Hi, I’m Chris. I spent most of 2009 working for MSF as logistician in Papua New Guinea – see www.msf.ca/blogs/ChrisH . This summer I’m one of 4 logisticians working on the Refugee Camp in the Heart of the City Project and I’ll be keeping you up to date on what’s going on behind the scenes and inside my head via this blog.
I like working for MSF; it’s a little bit different from working anywhere else. One of the reasons for this is that when something needs to get done, it gets done and it gets done fast. When Cholera came to Papua New Guinea, I went to the bank, got a pocket full of cash and started buying everything that was needed to start building a Cholera Treatment Centre the same day. In about a day and a half we had a functioning CTC. One of the other things that’s good about MSF is what the French call “témoignage”. That’s telling people about what we see – or bearing witness. The roots of MSF is founded in the principle of témoignage.
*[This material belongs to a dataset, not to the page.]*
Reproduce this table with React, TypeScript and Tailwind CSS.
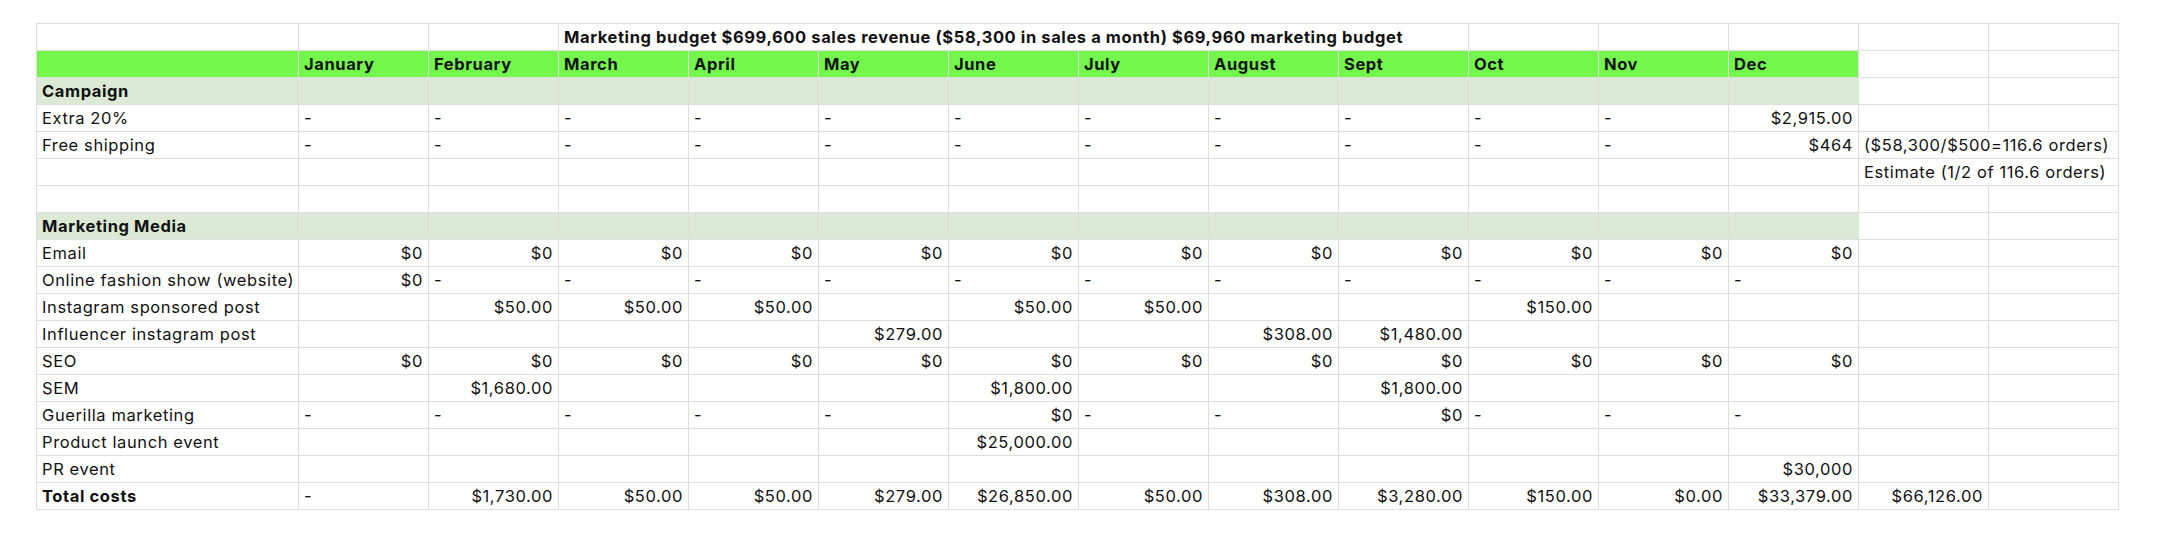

Most NGO’s are only able to operate by promising to get on with the important job of medical care and not speaking out about the failings of governments who may be complicit in violence and/or failing to intervene. But MSF are different and believe it to be our role to tell the world what we see, even if that means being critical of governments.
It is the principle of bearing witness that the Refugee Camp in the Heart of the City is all about. We believe that people should be made aware of the problems that refugees and internally displaced people face.
On Sunday I arrived in Toronto, one of 4 logisticians for this project. On Monday the core team met – some have been working on this project for months. We discussed the anticipated visitor numbers, the advertising (most of which has been donated for free) and everyone’s roles. Then we picked up the 5 vehicles we needed to move the team and the kit from Toronto to Ottawa. At the same time our Logistical Coordinator was in Chicago checking the 18-wheeler truck that is now on its way. After we did the project in Australia recently and our box of “landmines” created a little bit of a stir with Australian port authorities (who promptly closed the port and calling the bomb disposal squad) we now make sure that our papier-mâché landmines are made locally and not moved across borders.
So after 6 hours driving (I got to drive the biggest truck, so I’m very happy) we got to the student accommodation where our team will be based for the Ottawa leg. I’m quite amazed the resources that have been put into the project. Pleasingly a lot of it is funded by donations – all the air travel is done thanks to generous people who donate their air miles – but we will have 60 tour guides (all experienced MSF staff) a project coordinator, a deputy project coordinator and administrator, a guide team leader, an office administrator, someone working on advertising, a school liaison officer, a logistical coordinator and us 4 logisticians. In addition a bunch of friends of MSF will turn up to help up set things up. The Ottawa show opens on Thursday 13th May, so if you are in the area, swing by and say hello!